Luxury Birdbath
Michelle Nguyen on Luxury Birdbath: "In all honesty, I was watching a lot of that Netflix show “Is It Cake?” at the time I started painting this like the dumb absorbent sponge I am. This particular painting speaks to the growing class gap and the wasteful excess of extravagant living. That being said, there is also a thread of humour here. I wanted the birdbath to be outrageous, like something you can get in a SkyMall catalogue.
I am also interested in the processes of our food systems. At what point does an animal become food and how we create dissonance between these two ideas in order to consume their flesh.
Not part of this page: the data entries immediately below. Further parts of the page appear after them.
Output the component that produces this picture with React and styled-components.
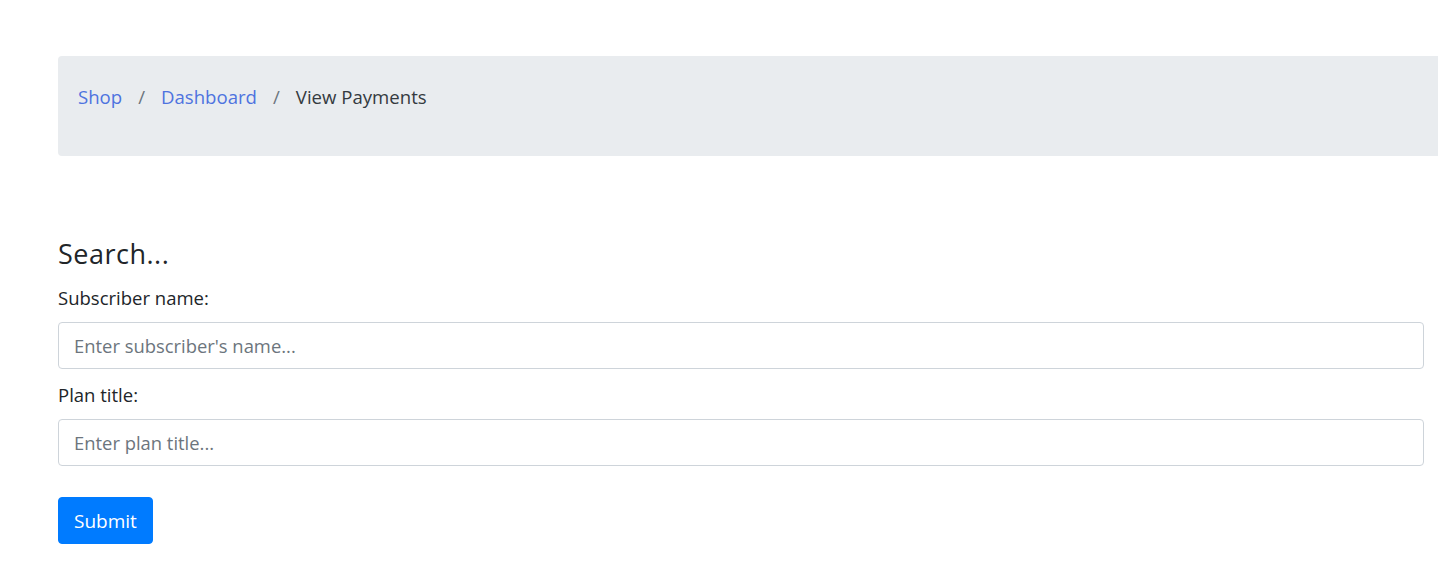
import styled, { createGlobalStyle } from "styled-components";

const GlobalStyle = createGlobalStyle`
  body {
    margin: 0;
    overflow-x: hidden;
    background: #fff;
    font-family: "Open Sans", "Noto Sans", sans-serif;
    color: #212529;
  }
`;

const Page = styled.div`
  padding: 56px 0 0 58px;
`;

const Breadcrumb = styled.nav`
  display: flex;
  align-items: flex-start;
  width: 1400px;
  height: 100px;
  box-sizing: border-box;
  padding: 27px 20px 0;
  background: #e9ecef;
  border-radius: 4px;
  font-size: 18.6px;
  line-height: 27px;
`;

const Crumb = styled.a`
  color: ${(p) => (p.$active ? "#343a40" : "#4e73df")};
  text-decoration: none;
`;

const Sep = styled.span`
  padding: 0 16px;
  color: #6c757d;
`;

const Form = styled.form`
  width: 1366px;
  margin-top: 80px;
`;

const Heading = styled.h3`
  margin: 0 0 13px;
  padding-top: 1px;
  font-size: 27px;
  font-weight: 400;
  letter-spacing: 0.5px;
  line-height: 34px;
`;

const Label = styled.label`
  display: block;
  font-size: 18.5px;
  line-height: 27px;
  margin-bottom: 11px;
`;

const Input = styled.input`
  display: block;
  width: 100%;
  height: 47px;
  box-sizing: border-box;
  padding: 9px 15px;
  font-family: inherit;
  font-size: 18.4px;
  color: #495057;
  border: 1px solid #ced4da;
  border-radius: 4px;
  margin-bottom: 12px;
  &::placeholder {
    color: #6c757d;
  }
`;

const Button = styled.button`
  margin-top: 19px;
  height: 47px;
  padding: 0 15px;
  font-family: inherit;
  font-size: 19px;
  color: #fff;
  background: #007bff;
  border: 1px solid #007bff;
  border-radius: 4px;
`;

export default function App() {
  return (
    <Page>
      <GlobalStyle />
      <Breadcrumb>
        <Crumb href="#">Shop</Crumb>
        <Sep>/</Sep>
        <Crumb href="#">Dashboard</Crumb>
        <Sep>/</Sep>
        <Crumb $active>View Payments</Crumb>
      </Breadcrumb>
      <Form onSubmit={(e) => e.preventDefault()}>
        <Heading>Search...</Heading>
        <Label>Subscriber name:</Label>
        <Input placeholder="Enter subscriber's name..." />
        <Label>Plan title:</Label>
        <Input placeholder="Enter plan title..." />
        <Button type="submit">Submit</Button>
      </Form>
    </Page>
  );
}
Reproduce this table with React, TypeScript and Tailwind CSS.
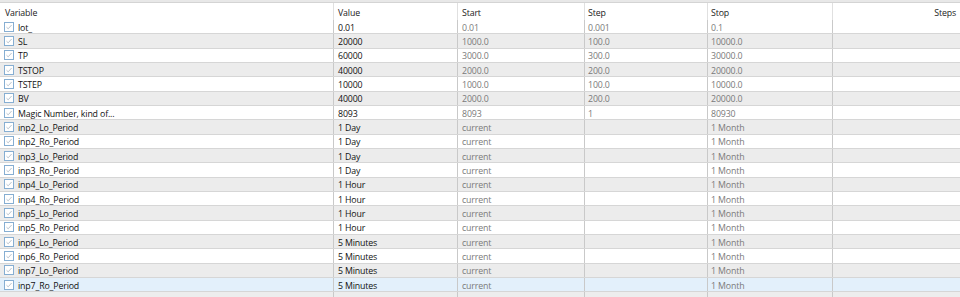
import React from "react";

type Row = { name: string; value: string; start: string; step: string; stop: string };

const rows: Row[] = [
  { name: "lot_", value: "0.01", start: "0.01", step: "0.001", stop: "0.1" },
  { name: "SL", value: "20000", start: "1000.0", step: "100.0", stop: "10000.0" },
  { name: "TP", value: "60000", start: "3000.0", step: "300.0", stop: "30000.0" },
  { name: "TSTOP", value: "40000", start: "2000.0", step: "200.0", stop: "20000.0" },
  { name: "TSTEP", value: "10000", start: "1000.0", step: "100.0", stop: "10000.0" },
  { name: "BV", value: "40000", start: "2000.0", step: "200.0", stop: "20000.0" },
  { name: "Magic Number, kind of...", value: "8093", start: "8093", step: "1", stop: "80930" },
  { name: "inp2_Lo_Period", value: "1 Day", start: "current", step: "", stop: "1 Month" },
  { name: "inp2_Ro_Period", value: "1 Day", start: "current", step: "", stop: "1 Month" },
  { name: "inp3_Lo_Period", value: "1 Day", start: "current", step: "", stop: "1 Month" },
  { name: "inp3_Ro_Period", value: "1 Day", start: "current", step: "", stop: "1 Month" },
  { name: "inp4_Lo_Period", value: "1 Hour", start: "current", step: "", stop: "1 Month" },
  { name: "inp4_Ro_Period", value: "1 Hour", start: "current", step: "", stop: "1 Month" },
  { name: "inp5_Lo_Period", value: "1 Hour", start: "current", step: "", stop: "1 Month" },
  { name: "inp5_Ro_Period", value: "1 Hour", start: "current", step: "", stop: "1 Month" },
  { name: "inp6_Lo_Period", value: "5 Minutes", start: "current", step: "", stop: "1 Month" },
  { name: "inp6_Ro_Period", value: "5 Minutes", start: "current", step: "", stop: "1 Month" },
  { name: "inp7_Lo_Period", value: "5 Minutes", start: "current", step: "", stop: "1 Month" },
  { name: "inp7_Ro_Period", value: "5 Minutes", start: "current", step: "", stop: "1 Month" },
];

function Check() {
  return (
    <span className="flex h-[10px] w-[10px] shrink-0 items-center justify-center border border-[#86aed2] bg-white">
      <svg width="8" height="8" viewBox="0 0 8 8">
        <path d="M1.5 4.2 L3.2 5.8 L6.6 2" fill="none" stroke="#b0bcc8" strokeWidth="0.9" />
      </svg>
    </span>
  );
}

const grid = "grid grid-cols-[334px_124px_127px_123px_125px_1fr]";
const txt = "pt-[3px]";

export default function App() {
  return (
    <div
      className="h-[297px] w-[960px] overflow-hidden bg-[#ededed] text-[8.8px] leading-none tracking-[-0.15px]"
      style={{ fontFamily: '"Open Sans", "Noto Sans", sans-serif' }}
    >
      <div className="h-[3px] border-b border-[#d4d4d4] bg-[#e8e8e8]" />
      <div className={`${grid} h-[17px] bg-white text-[#222]`}>
        <div className="flex items-center border-r border-[#e0e0e0] pl-[5px]"><span className={txt}>Variable</span></div>
        <div className="flex items-center border-r border-[#e0e0e0] pl-[4px]"><span className={txt}>Value</span></div>
        <div className="flex items-center border-r border-[#e0e0e0] pl-[4px]"><span className={txt}>Start</span></div>
        <div className="flex items-center border-r border-[#e0e0e0] pl-[3px]"><span className={txt}>Step</span></div>
        <div className="flex items-center border-r border-[#e0e0e0] pl-[3px]"><span className={txt}>Stop</span></div>
        <div className="flex items-center justify-end pr-[4px]"><span className={txt}>Steps</span></div>
      </div>
      {rows.map((r, i) => {
        const last = i === rows.length - 1;
        const bg = last ? "bg-[#e3f0fb]" : i % 2 === 0 ? "bg-white" : "bg-[#ececec]";
        return (
          <div key={r.name} className={`${grid} h-[14.33px] border-b border-[#d6d6d6] ${bg}`}>
            <div className="flex items-center gap-[4px] border-r border-[#c9c9c9] pl-[4px] text-[#111]">
              <Check />
              <span className={txt}>{r.name}</span>
            </div>
            <div className="flex items-center border-r border-[#c9c9c9] pl-[4px] text-[#111]"><span className={txt}>{r.value}</span></div>
            <div className="flex items-center border-r border-[#c9c9c9] pl-[4px] text-[#7a7a7a]"><span className={txt}>{r.start}</span></div>
            <div className="flex items-center border-r border-[#c9c9c9] pl-[3px] text-[#7a7a7a]"><span className={txt}>{r.step}</span></div>
            <div className="flex items-center border-r border-[#c9c9c9] pl-[3px] text-[#7a7a7a]"><span className={txt}>{r.stop}</span></div>
            <div />
          </div>
        );
      })}
      <div className={`${grid} h-[10px]`}>
        <div className="border-r border-[#c9c9c9]" />
        <div className="border-r border-[#c9c9c9]" />
        <div className="border-r border-[#c9c9c9]" />
        <div className="border-r border-[#c9c9c9]" />
        <div className="border-r border-[#c9c9c9]" />
        <div />
      </div>
    </div>
  );
}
The figure on the bottom wears a shroud that is similar to the Vietnamese Buddhist deity Quan Am, the goddess of mercy, who is very similar to the Virgin Mary in her characterization and history. I had my mother retell her story from what she personally knows, and in a nutshell, it just seems as if all of her stories revolve around people using her as a scapegoat. Even when she is not to be blamed, she just bows her head and takes it. This is suppose to be evidence of her compassion, but for me, I just see a failure of the Bechdel test. On altars, she is usually depicted atop of whatever display she is apart of surrounded by fruit. This painting does the opposite. She sits on the very bottom in-between carcasses of meat. Her physical form is non-existent, just like the depiction of my grandmother in Cockfight Melee. The painting is meant to address how traditional modalities of mortality are invalid in our modern world."
Nguyen's illustrative paintings employ a variety of techniques using oil paint and pastel on a canvas surface. Rife with narrative symbols, her dramatic tableaus sing with chaotic tension and humorous undertones. Painted in jewel tones and highlighted by soft-hued pastels, starkly contrasted by bold gestural markings, Nguyen's works are ready to hang framed or unframed.